Cultural Equity: Culture is the distinctive spiritual, intellectual, emotional, and material traditions and features of a society. Equitable means fair and just; thus, cultural equity means that any culture, as a matter of principle, has the right to expect fair and just treatment in relationship to all other cultures. This means that no single culture has the right to dominate, dehumanize, or trivialize another people’s culture. Does this principle of respect for and equitable treatment of the plurality of world cultures conflict with the practice of global “free-market” capitalism? Does this current brand of “hyper-capitalism” insist that nothing – not even a people’s spiritual, intellectual, and emotional life and well-being – is more important than its own perpetuation?

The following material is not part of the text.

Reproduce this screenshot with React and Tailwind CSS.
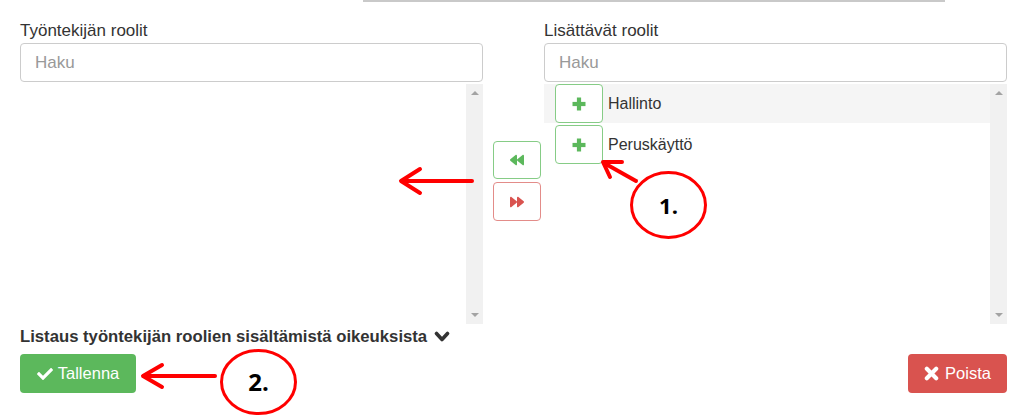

No one has spoken more eloquently than the Kenyan playwright and novelist Ngugi wa Thiong’o about the personal and social consequences of cultural destruction. From Decolonizing the Mind (Heinemann, 1986):
“The effect of the cultural bomb is to annihilate a people’s belief in their names, in their languages, in their environment, in their heritage of struggle, in their unity, in their capacities, and ultimately in themselves. It makes them see their past as one wasteland of non-achievement and it makes them want to distance themselves from that wasteland. It makes them want to identify with that which is furthest removed from themselves; for instance, with other peoples’ languages rather than their own. It makes them identify with that which is decadent and reactionary, all those forces which would stop their own springs of life. It even plants serious doubts about the moral rightness of struggle. Possibilities of triumph or victory are seen as remote, ridiculous dreams. The intended results are despair, despondency, and a collective death-wish.”